Many people living with a serious illness who are receiving treatment for their condition, whether heart failure, lung disease, cancer or another illness, don’t have access to palliative care, which can make all the difference in how they feel physically, emotionally and spiritually. New palliative care guidelines set out to improve access to this care, which provides relief from the symptoms and stress of serious illness; improves quality of life for both the patient and the patient’s family; and is provided concurrent with disease-focused treatments.
To improve access to this care, new Clinical Practice Guidelines for Quality Palliative Care, 4th edition urge clinicians and health care organizations to integrate it into the services they provide for all people living with serious illness, regardless of their diagnosis, prognosis, or age. The guidelines also call for palliative care to be available wherever people receive their care, including: outpatient clinics, cancer centers and long-term care facilities, office practices, homeless shelters, dialysis units and at home.
The guidelines include tools, resources and practice examples to help with implementation.

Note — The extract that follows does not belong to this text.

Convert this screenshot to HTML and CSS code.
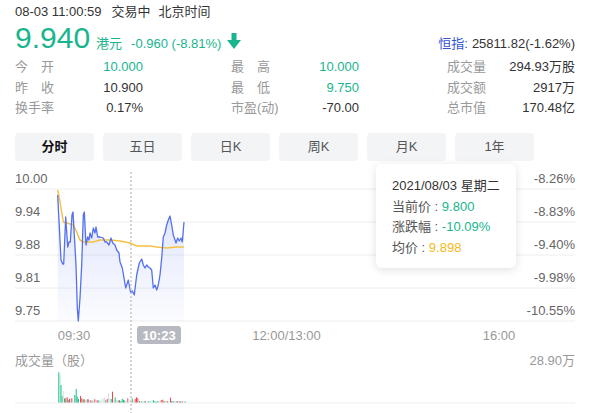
FILE: index.html
```html
<!DOCTYPE html>
<html lang="zh-CN">
<head>
<meta charset="utf-8">
<title>分时</title>
<link rel="stylesheet" href="styles.css">
</head>
<body>
<div class="page">
  <div class="top">
    <div class="line1"><span>08-03 11:00:59</span><span class="status">交易中</span><span class="tz">北京时间</span></div>
    <div class="line2">
      <span class="price">9.940</span>
      <span class="unit">港元</span>
      <span class="chg">-0.960 (-8.81%)</span>
      <svg class="arrow" width="14" height="16" viewBox="0 0 14 16"><path d="M4.5 0H9.5V7H14L7 16L0 7H4.5Z"/></svg>
      <span class="spacer"></span>
      <span class="idx-label">恒指:</span>
      <span class="idx-val">25811.82(-1.62%)</span>
    </div>
    <div class="stats">
      <div class="cell"><span class="lbl">今　开</span><span class="val up">10.000</span></div>
      <div class="cell"><span class="lbl">最　高</span><span class="val up">10.000</span></div>
      <div class="cell"><span class="lbl">成交量</span><span class="val">294.93万股</span></div>
      <div class="cell"><span class="lbl">昨　收</span><span class="val">10.900</span></div>
      <div class="cell"><span class="lbl">最　低</span><span class="val up">9.750</span></div>
      <div class="cell"><span class="lbl">成交额</span><span class="val">2917万</span></div>
      <div class="cell"><span class="lbl">换手率</span><span class="val">0.17%</span></div>
      <div class="cell"><span class="lbl">市盈(动)</span><span class="val">-70.00</span></div>
      <div class="cell"><span class="lbl">总市值</span><span class="val">170.48亿</span></div>
    </div>
    <div class="tabs">
      <div class="tab active">分时</div>
      <div class="tab">五日</div>
      <div class="tab">日K</div>
      <div class="tab">周K</div>
      <div class="tab">月K</div>
      <div class="tab">1年</div>
    </div>
  </div>
  <div class="chart">
    <svg class="plot" width="605" height="252" viewBox="0 161 605 252">
      <defs>
        <linearGradient id="area" x1="0" y1="0" x2="0" y2="1">
          <stop offset="0" stop-color="#5470f0" stop-opacity="0.2"/>
          <stop offset="1" stop-color="#5470f0" stop-opacity="0.02"/>
        </linearGradient>
      </defs>
      <g class="grid">
        <line x1="15" y1="189" x2="575" y2="189"/>
        <line x1="15" y1="222" x2="575" y2="222"/>
        <line x1="15" y1="255" x2="575" y2="255"/>
        <line x1="15" y1="288" x2="575" y2="288"/>
        <line x1="15" y1="321" x2="575" y2="321"/>
        <line x1="15" y1="403" x2="575" y2="403"/>
      </g>
      <g class="ylab">
        <text x="15" y="178">10.00</text>
        <text x="15" y="211">9.94</text>
        <text x="15" y="244">9.88</text>
        <text x="15" y="277">9.81</text>
        <text x="15" y="310">9.75</text>
      </g>
      <g class="ylab right">
        <text x="575" y="178">-8.26%</text>
        <text x="575" y="211">-8.83%</text>
        <text x="575" y="244">-9.40%</text>
        <text x="575" y="277">-9.98%</text>
        <text x="575" y="310">-10.55%</text>
      </g>
      <polygon class="fill" points="57.7,195 61,260 62.7,264 63.7,264 65.7,217 67.7,247 69,242 70.3,242 72,215 73,212 74.7,242 76,265 77.3,308 78.3,321 80,298 81.7,265 83.3,215 84.3,212 86,245 87.7,237 89,240 90,233 91.7,238 93.3,228 95,233 96,227 97.7,237 100,237 103.3,238 105,242 106.7,242 109,245 111,238 112.7,243 115,245 116.7,250 119,253 120,262 122.3,268 124,278 125.7,288 128.3,280 130.7,293 132.3,291 134.3,295 136.7,275 139.3,263 141.7,259 143.3,265 145,268 146.7,265 148.3,267 150,268 151.7,270 153.3,288 155,285 156.7,290 158.3,285 160,275 161.7,258 163.3,237 165,233 166.7,225 168.3,220 170,216 171.7,225 173.3,235 176,243 177.7,238 179.3,241 181,238 182.3,242 184,222 184,321 57.7,321"/>
      <polyline class="avg" points="57.7,190 60,202 63.3,222 66.7,223 73.3,225 76.7,232 80,240 83.3,242 93.3,242 100,240 110,240 120,241 130,243 136.7,246 150,246 156.7,247 166.7,248 176.7,247 184,247"/>
      <polyline class="price-line" points="57.7,195 61,260 62.7,264 63.7,264 65.7,217 67.7,247 69,242 70.3,242 72,215 73,212 74.7,242 76,265 77.3,308 78.3,321 80,298 81.7,265 83.3,215 84.3,212 86,245 87.7,237 89,240 90,233 91.7,238 93.3,228 95,233 96,227 97.7,237 100,237 103.3,238 105,242 106.7,242 109,245 111,238 112.7,243 115,245 116.7,250 119,253 120,262 122.3,268 124,278 125.7,288 128.3,280 130.7,293 132.3,291 134.3,295 136.7,275 139.3,263 141.7,259 143.3,265 145,268 146.7,265 148.3,267 150,268 151.7,270 153.3,288 155,285 156.7,290 158.3,285 160,275 161.7,258 163.3,237 165,233 166.7,225 168.3,220 170,216 171.7,225 173.3,235 176,243 177.7,238 179.3,241 181,238 182.3,242 184,222"/>
      <g class="xlab">
        <text x="74" y="335">09:30</text>
        <text x="286.5" y="335">12:00/13:00</text>
        <text x="499" y="335">16:00</text>
      </g>
      <rect class="tag" x="137" y="326" width="44" height="18" rx="3"/>
      <text class="tag-text" x="159" y="335">10:23</text>
      <text class="vol-title" x="15" y="360">成交量（股）</text>
      <text class="vol-max" x="575" y="360">28.90万</text>
      <g class="bars">
        <rect class="g" x="58.3" y="372.3" width="1" height="30.2"/>
        <rect class="lg" x="59.5" y="375" width="1" height="27.5"/>
        <rect class="g" x="60.5" y="385" width="1" height="17.5"/>
        <rect class="g" x="61.7" y="396" width="1" height="6.5"/>
        <rect class="y" x="62.7" y="391" width="1" height="11.5"/>
        <rect class="g" x="64" y="398.3" width="1" height="4.2"/>
        <rect class="r" x="65.3" y="398.3" width="1" height="4.2"/>
        <rect class="r" x="66.7" y="397.3" width="1" height="5.2"/>
        <rect class="g" x="67.7" y="400" width="1" height="2.5"/>
        <rect class="r" x="69" y="399" width="1" height="3.5"/>
        <rect class="y" x="70" y="397.7" width="1" height="4.8"/>
        <rect class="r" x="71.3" y="398.3" width="1" height="4.2"/>
        <rect class="y" x="72.7" y="400" width="1" height="2.5"/>
        <rect class="g" x="74.3" y="395" width="1" height="7.5"/>
        <rect class="g" x="75.7" y="389" width="1" height="13.5"/>
        <rect class="g" x="76.7" y="396.7" width="1" height="5.8"/>
        <rect class="g" x="78" y="399" width="1" height="3.5"/>
        <rect class="r" x="80" y="396" width="1" height="6.5"/>
        <rect class="r" x="81.3" y="398.3" width="1" height="4.2"/>
        <rect class="g" x="82.7" y="399.3" width="1" height="3.2"/>
        <rect class="r" x="83.7" y="399.3" width="1" height="3.2"/>
        <rect class="y" x="85" y="400" width="1" height="2.5"/>
        <rect class="g" x="86.7" y="399.3" width="1" height="3.2"/>
        <rect class="r" x="87.7" y="399.3" width="1" height="3.2"/>
        <rect class="y" x="89" y="400" width="1" height="2.5"/>
        <rect class="r" x="90.3" y="400.3" width="1" height="2.2"/>
        <rect class="g" x="91.7" y="400.7" width="1" height="1.8"/>
        <rect class="y" x="92.7" y="399.7" width="1" height="2.8"/>
        <rect class="r" x="94.3" y="399.3" width="1" height="3.2"/>
        <rect class="y" x="95.3" y="400.7" width="1" height="1.8"/>
        <rect class="r" x="96.7" y="400.3" width="1" height="2.2"/>
        <rect class="g" x="98.3" y="400.3" width="1" height="2.2"/>
        <rect class="y" x="100" y="401" width="1" height="1.5"/>
        <rect class="y" x="101.3" y="399.3" width="1" height="3.2"/>
        <rect class="y" x="102.7" y="398.3" width="1" height="4.2"/>
        <rect class="y" x="104" y="397.7" width="1" height="4.8"/>
        <rect class="g" x="105.3" y="400.3" width="1" height="2.2"/>
        <rect class="r" x="106.7" y="399" width="1" height="3.5"/>
        <rect class="y" x="108" y="393" width="1" height="9.5"/>
        <rect class="y" x="109.3" y="398.3" width="1" height="4.2"/>
        <rect class="g" x="110.7" y="399" width="1" height="3.5"/>
        <rect class="r" x="112" y="391.7" width="1" height="10.8"/>
        <rect class="y" x="113.3" y="400.3" width="1" height="2.2"/>
        <rect class="g" x="114.7" y="397.3" width="1" height="5.2"/>
        <rect class="y" x="116" y="400.3" width="1" height="2.2"/>
        <rect class="g" x="117.7" y="400.3" width="1" height="2.2"/>
        <rect class="r" x="119" y="400.3" width="1" height="2.2"/>
        <rect class="g" x="120.3" y="401" width="1" height="1.5"/>
        <rect class="g" x="121.7" y="398.7" width="1" height="3.8"/>
        <rect class="g" x="123" y="399.7" width="1" height="2.8"/>
        <rect class="g" x="124.3" y="400.3" width="1" height="2.2"/>
        <rect class="y" x="125.7" y="401" width="1" height="1.5"/>
        <rect class="r" x="127.3" y="398.3" width="1" height="4.2"/>
        <rect class="y" x="128.7" y="401" width="1" height="1.5"/>
        <rect class="y" x="130" y="400.3" width="1" height="2.2"/>
        <rect class="g" x="131.7" y="398.3" width="1" height="4.2"/>
        <rect class="y" x="133.3" y="400.3" width="1" height="2.2"/>
        <rect class="r" x="134.7" y="399" width="1" height="3.5"/>
        <rect class="r" x="136" y="397.3" width="1" height="5.2"/>
        <rect class="r" x="137.3" y="398.3" width="1" height="4.2"/>
        <rect class="g" x="139" y="401" width="1" height="1.5"/>
        <rect class="g" x="140.7" y="401.3" width="1" height="1.2"/>
        <rect class="y" x="142" y="401.3" width="1" height="1.2"/>
        <rect class="g" x="143.7" y="401.3" width="1" height="1.2"/>
        <rect class="r" x="145" y="401.3" width="1" height="1.2"/>
        <rect class="y" x="146.7" y="401.3" width="1" height="1.2"/>
        <rect class="g" x="148.3" y="401" width="1" height="1.5"/>
        <rect class="y" x="150" y="401" width="1" height="1.5"/>
        <rect class="y" x="151.7" y="399.7" width="1" height="2.8"/>
        <rect class="g" x="153" y="400.3" width="1" height="2.2"/>
        <rect class="g" x="154.3" y="401.3" width="1" height="1.2"/>
        <rect class="g" x="155.7" y="401.7" width="1" height="0.8"/>
        <rect class="g" x="157.3" y="401" width="1" height="1.5"/>
        <rect class="y" x="159" y="401" width="1" height="1.5"/>
        <rect class="r" x="160.7" y="400" width="1" height="2.5"/>
        <rect class="r" x="162.3" y="399.7" width="1" height="2.8"/>
        <rect class="g" x="163.7" y="401" width="1" height="1.5"/>
        <rect class="y" x="165.3" y="401" width="1" height="1.5"/>
        <rect class="r" x="166.7" y="401" width="1" height="1.5"/>
        <rect class="y" x="168.3" y="401" width="1" height="1.5"/>
        <rect class="r" x="170" y="397.7" width="1" height="4.8"/>
        <rect class="g" x="171.3" y="401" width="1" height="1.5"/>
        <rect class="g" x="172.7" y="401" width="1" height="1.5"/>
        <rect class="y" x="174" y="401.3" width="1" height="1.2"/>
        <rect class="r" x="175.7" y="401.3" width="1" height="1.2"/>
        <rect class="g" x="177" y="401.3" width="1" height="1.2"/>
        <rect class="r" x="178.7" y="401.3" width="1" height="1.2"/>
        <rect class="g" x="180" y="401.3" width="1" height="1.2"/>
        <rect class="r" x="181.7" y="401.3" width="1" height="1.2"/>
        <rect class="y" x="183.3" y="401.3" width="1" height="1.2"/>
        <rect class="g" x="184.7" y="401.3" width="1" height="1.2"/>
      </g>
      <line class="cursor" x1="131" y1="172" x2="131" y2="413"/>
    </svg>
    <div class="tooltip">
      <div class="tt-row">2021/08/03 星期二</div>
      <div class="tt-row"><span class="tt-lbl">当前价 : </span><span class="tt-up">9.800</span></div>
      <div class="tt-row"><span class="tt-lbl">涨跌幅 : </span><span class="tt-up">-10.09%</span></div>
      <div class="tt-row"><span class="tt-lbl">均价 : </span><span class="tt-avg">9.898</span></div>
    </div>
  </div>
</div>
</body>
</html>
```
FILE: styles.css
```css
* { box-sizing: border-box; }
html, body { margin: 0; padding: 0; background: #fff; }
body {
  font-family: "Liberation Sans", "Noto Sans CJK SC", sans-serif;
  color: #333;
  font-size: 13px;
}
.page { width: 605px; height: 413px; overflow: hidden; }
.top { padding: 0 30px 0 15px; }

.line1 {
  display: flex;
  height: 23px;
  line-height: 23px;
  font-size: 13px;
  color: #333;
  overflow: hidden;
}
.line1 .status { margin-left: 10px; }
.line1 .tz { margin-left: 8px; }

.line2 {
  display: flex;
  align-items: baseline;
  height: 30px;
  line-height: 30px;
}
.price { font-size: 30px; color: #19b58e; }
.unit { margin-left: 6px; font-size: 13px; color: #19b58e; }
.chg { margin-left: 9px; font-size: 13px; color: #19b58e; }
.arrow { margin-left: 6px; align-self: flex-start; margin-top: 10px; fill: #19b58e; }
.spacer { flex: 1; }
.idx-label { font-size: 13px; color: #3553d6; }
.idx-val { margin-left: 4px; font-size: 13px; color: #333; }

.stats {
  display: grid;
  grid-template-columns: repeat(3, 128px);
  column-gap: 88px;
  margin-top: 4px;
}
.cell {
  display: flex;
  justify-content: space-between;
  height: 20.5px;
  line-height: 20.5px;
  overflow: hidden;
}
.lbl { color: #999; }
.val { color: #333; }
.val.up { color: #19b58e; }

.tabs {
  display: flex;
  gap: 9px;
  margin-top: 14.5px;
  height: 28px;
}
.tab {
  width: 79px;
  height: 28px;
  line-height: 28px;
  text-align: center;
  background: #f3f4f6;
  border-radius: 4px;
  color: #555;
  font-size: 13px;
}
.tab.active { color: #111; font-weight: bold; }

.chart { position: relative; width: 605px; height: 252px; }
.plot { display: block; }
.plot text {
  font-family: "Liberation Sans", "Noto Sans CJK SC", sans-serif;
  font-size: 13px;
  dominant-baseline: central;
}
.grid line { stroke: #eeeeee; stroke-width: 1; }
.ylab text { fill: #666; }
.ylab.right text { text-anchor: end; }
.xlab text { fill: #999; text-anchor: middle; }
.fill { fill: url(#area); }
.price-line { fill: none; stroke: #5470f0; stroke-width: 1.3; stroke-linejoin: round; }
.avg { fill: none; stroke: #f6c142; stroke-width: 1.5; stroke-linejoin: round; }
.tag { fill: #b7b9c0; }
.tag-text { fill: #fff; font-weight: bold; text-anchor: middle; }
.vol-title { fill: #999; }
.vol-max { fill: #999; text-anchor: end; }
.bars .g { fill: #19c08d; }
.bars .lg { fill: #a3e2cb; }
.bars .r { fill: #f4434c; }
.bars .y { fill: #dcdde2; }
.cursor { stroke: #c8c8c8; stroke-width: 1.5; stroke-dasharray: 2 2; }

.tooltip {
  position: absolute;
  left: 376px;
  top: 3px;
  width: 140px;
  height: 104px;
  padding: 12px 0 0 16px;
  background: #fff;
  border-radius: 6px;
  box-shadow: 0 2px 10px rgba(0, 0, 0, 0.12);
}
.tt-row {
  height: 20.5px;
  line-height: 20.5px;
  font-size: 13px;
  color: #333;
  white-space: nowrap;
}
.tt-lbl { color: #555; }
.tt-up { color: #19b58e; }
.tt-avg { color: #f6b91c; }
```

They expand on the eight domains of palliative care: structure and processes of care, physical aspects of care, psychological and psychiatric aspects of care, social aspects of care, spiritual, religious and existential aspects of care, cultural aspects of care, care of the patient nearing the end of life, and ethical and legal aspects of care.
So what can you do right now to ensure your patients and their families are getting this vital care?
- 1. Download the guidelines and spread the word to your colleagues.
- 2. Review the eight domains with your health care team and/or your organization’s leadership to assess how you can best address the gaps and needs of people living with a serious illness and their caregivers.
- 3. Identify specific action steps that your organization can implement to provide quality palliative care and focus on the easily attainable goals first.
The purpose of the guidelines is to improve access to quality palliative care by fostering consistent standards and continuity of care across settings. College of Pastoral Supervision and Psychotherapy is a supporting organization of the guidelines so please join us in this national effort so that all people living with serious illness and their families will receive the best care possible.